* _Material provided_
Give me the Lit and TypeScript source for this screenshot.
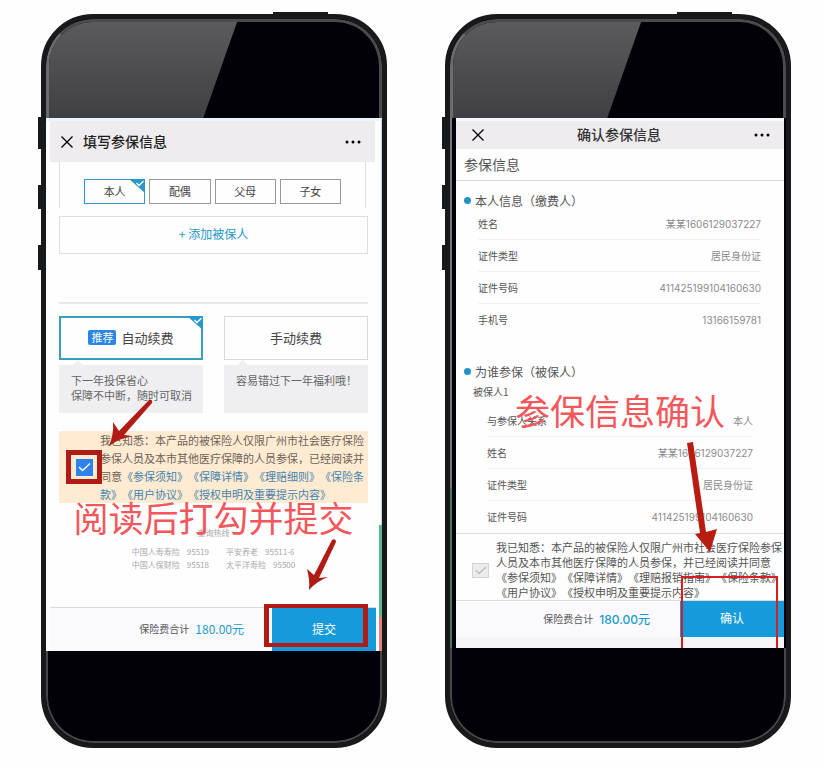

==

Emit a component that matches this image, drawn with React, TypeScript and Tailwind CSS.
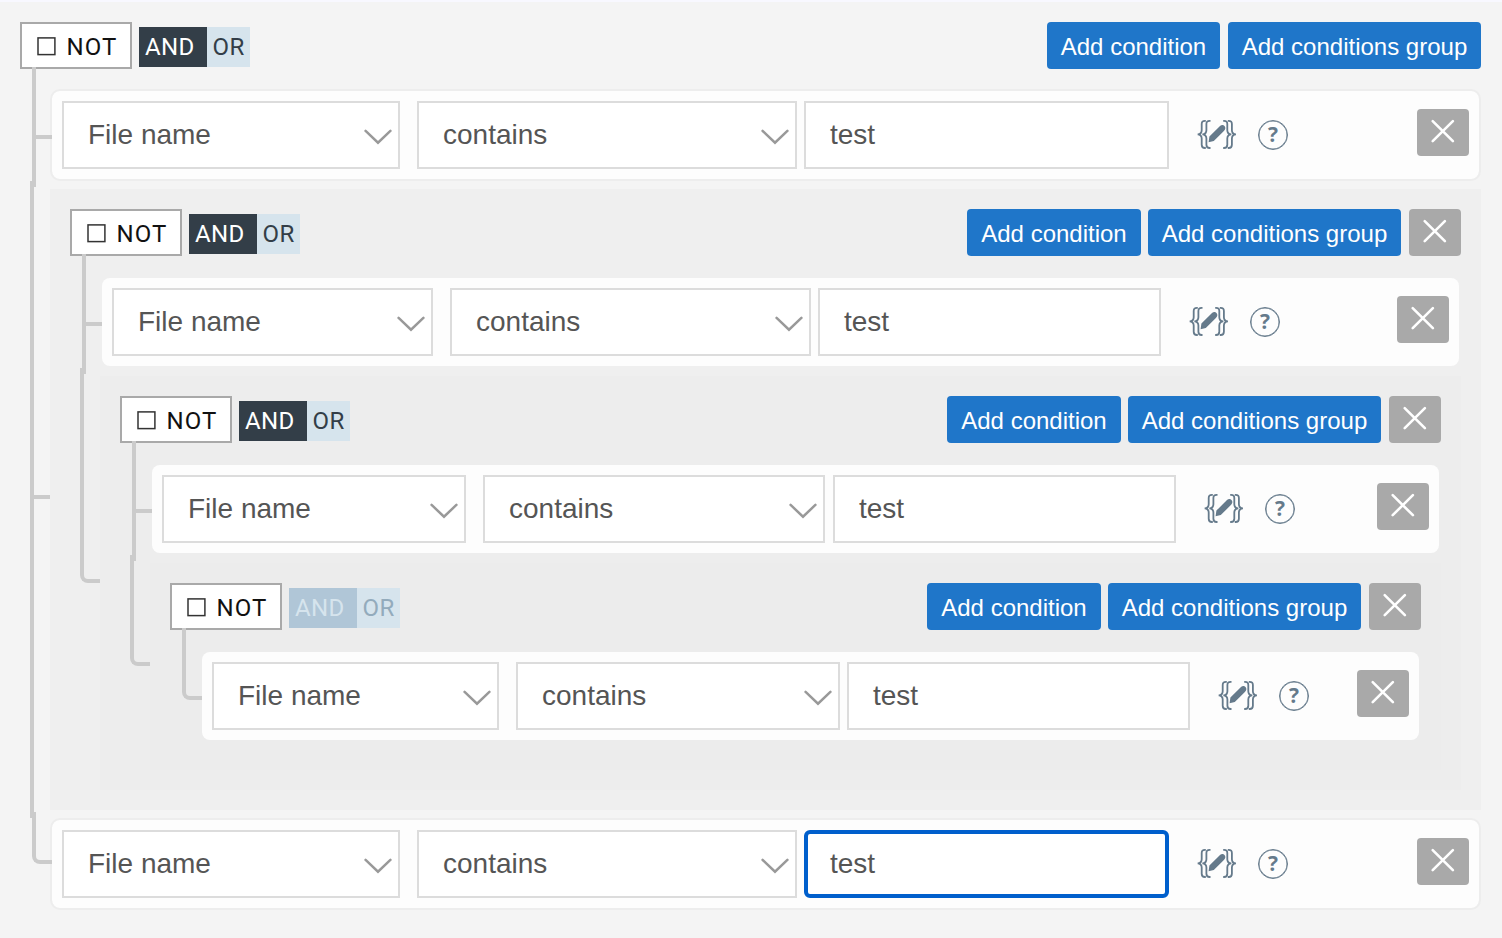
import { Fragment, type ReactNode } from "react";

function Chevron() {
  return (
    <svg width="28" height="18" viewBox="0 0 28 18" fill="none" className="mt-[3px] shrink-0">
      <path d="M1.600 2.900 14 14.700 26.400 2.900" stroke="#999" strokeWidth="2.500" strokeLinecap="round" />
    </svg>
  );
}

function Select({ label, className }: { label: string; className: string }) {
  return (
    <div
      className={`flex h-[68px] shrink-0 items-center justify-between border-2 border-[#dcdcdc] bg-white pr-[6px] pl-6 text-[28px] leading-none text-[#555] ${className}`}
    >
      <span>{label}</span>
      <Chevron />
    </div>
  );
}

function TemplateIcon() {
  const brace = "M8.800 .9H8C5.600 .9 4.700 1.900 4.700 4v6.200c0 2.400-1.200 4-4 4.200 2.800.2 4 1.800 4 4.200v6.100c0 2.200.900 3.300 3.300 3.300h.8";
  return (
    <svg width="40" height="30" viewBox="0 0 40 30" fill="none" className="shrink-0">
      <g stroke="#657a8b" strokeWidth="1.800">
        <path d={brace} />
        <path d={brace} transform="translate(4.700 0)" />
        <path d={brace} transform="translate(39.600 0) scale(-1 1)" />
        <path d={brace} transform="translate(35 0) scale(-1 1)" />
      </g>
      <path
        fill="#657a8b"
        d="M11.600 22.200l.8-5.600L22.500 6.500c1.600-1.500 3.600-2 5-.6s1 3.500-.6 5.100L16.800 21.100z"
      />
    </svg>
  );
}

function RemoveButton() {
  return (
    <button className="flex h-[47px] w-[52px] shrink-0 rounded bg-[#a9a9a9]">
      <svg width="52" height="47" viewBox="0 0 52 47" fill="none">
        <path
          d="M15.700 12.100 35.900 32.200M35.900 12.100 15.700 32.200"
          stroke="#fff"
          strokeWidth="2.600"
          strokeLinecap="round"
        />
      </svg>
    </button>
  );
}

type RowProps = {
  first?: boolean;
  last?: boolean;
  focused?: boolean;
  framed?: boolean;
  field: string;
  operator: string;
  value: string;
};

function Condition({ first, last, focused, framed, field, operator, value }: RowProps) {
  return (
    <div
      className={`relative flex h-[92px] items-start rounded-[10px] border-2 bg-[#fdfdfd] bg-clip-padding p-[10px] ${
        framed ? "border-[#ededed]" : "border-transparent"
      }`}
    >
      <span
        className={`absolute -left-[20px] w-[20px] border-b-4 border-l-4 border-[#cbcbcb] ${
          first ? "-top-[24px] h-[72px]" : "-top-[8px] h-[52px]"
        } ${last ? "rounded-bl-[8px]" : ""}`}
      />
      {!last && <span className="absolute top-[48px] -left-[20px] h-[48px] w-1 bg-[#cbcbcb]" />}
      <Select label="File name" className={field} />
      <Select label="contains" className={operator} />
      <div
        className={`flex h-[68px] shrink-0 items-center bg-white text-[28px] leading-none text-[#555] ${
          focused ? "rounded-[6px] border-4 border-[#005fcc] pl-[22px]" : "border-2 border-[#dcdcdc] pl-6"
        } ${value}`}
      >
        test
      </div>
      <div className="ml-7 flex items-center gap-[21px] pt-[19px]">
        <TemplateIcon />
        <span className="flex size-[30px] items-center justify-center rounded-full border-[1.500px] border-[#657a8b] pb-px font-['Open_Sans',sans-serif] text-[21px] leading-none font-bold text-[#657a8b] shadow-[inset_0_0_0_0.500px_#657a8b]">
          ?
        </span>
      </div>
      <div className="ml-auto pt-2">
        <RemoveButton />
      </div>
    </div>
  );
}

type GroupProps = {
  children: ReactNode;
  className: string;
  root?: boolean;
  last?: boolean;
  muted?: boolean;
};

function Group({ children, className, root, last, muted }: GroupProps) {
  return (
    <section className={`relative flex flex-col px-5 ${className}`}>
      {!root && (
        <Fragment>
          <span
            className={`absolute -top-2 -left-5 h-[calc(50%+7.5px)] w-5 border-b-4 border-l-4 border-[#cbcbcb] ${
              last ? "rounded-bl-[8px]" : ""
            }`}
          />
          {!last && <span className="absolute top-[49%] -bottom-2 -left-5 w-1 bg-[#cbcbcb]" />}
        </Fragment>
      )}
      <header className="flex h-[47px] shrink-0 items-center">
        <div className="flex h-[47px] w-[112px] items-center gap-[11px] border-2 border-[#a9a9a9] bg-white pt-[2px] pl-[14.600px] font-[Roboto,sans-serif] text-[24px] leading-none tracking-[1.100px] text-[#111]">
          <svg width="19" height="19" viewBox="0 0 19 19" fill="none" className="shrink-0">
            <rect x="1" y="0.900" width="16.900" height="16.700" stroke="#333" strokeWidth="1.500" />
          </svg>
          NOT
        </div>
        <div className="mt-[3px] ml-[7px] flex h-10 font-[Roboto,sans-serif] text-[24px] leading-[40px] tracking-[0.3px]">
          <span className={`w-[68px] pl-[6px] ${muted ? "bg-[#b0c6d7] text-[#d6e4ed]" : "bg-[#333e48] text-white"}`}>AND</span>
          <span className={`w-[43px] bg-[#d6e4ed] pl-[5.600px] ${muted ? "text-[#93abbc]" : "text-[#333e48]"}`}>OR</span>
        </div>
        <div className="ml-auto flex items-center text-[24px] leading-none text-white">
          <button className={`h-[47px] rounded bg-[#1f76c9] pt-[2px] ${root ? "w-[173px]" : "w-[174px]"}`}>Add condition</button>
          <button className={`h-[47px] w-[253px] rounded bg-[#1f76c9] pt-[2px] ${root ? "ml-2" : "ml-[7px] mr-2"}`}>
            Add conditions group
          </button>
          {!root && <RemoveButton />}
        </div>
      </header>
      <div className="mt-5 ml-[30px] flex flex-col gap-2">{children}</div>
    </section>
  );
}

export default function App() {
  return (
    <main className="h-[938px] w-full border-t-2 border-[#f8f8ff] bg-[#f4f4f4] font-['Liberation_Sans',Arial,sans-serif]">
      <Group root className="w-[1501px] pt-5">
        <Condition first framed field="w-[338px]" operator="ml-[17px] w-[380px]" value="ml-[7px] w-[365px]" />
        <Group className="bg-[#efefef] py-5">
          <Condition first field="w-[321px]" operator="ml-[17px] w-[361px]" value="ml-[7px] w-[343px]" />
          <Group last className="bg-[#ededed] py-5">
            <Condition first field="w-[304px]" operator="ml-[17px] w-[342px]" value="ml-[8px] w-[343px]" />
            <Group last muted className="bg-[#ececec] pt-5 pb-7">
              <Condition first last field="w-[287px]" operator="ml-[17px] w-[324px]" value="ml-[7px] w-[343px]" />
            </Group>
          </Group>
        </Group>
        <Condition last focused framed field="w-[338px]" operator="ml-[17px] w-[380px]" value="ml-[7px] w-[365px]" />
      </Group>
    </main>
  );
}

* _Exercise prompt_
Only the lines between the line with "Emit a component" and the line with "Fragment, type ReactNode", inclusive, should be reproduced, exactly as written and without pictures.

* _Finished answer_
Emit a component that matches this image, drawn with React, TypeScript and Tailwind CSS.
import { Fragment, type ReactNode } from "react";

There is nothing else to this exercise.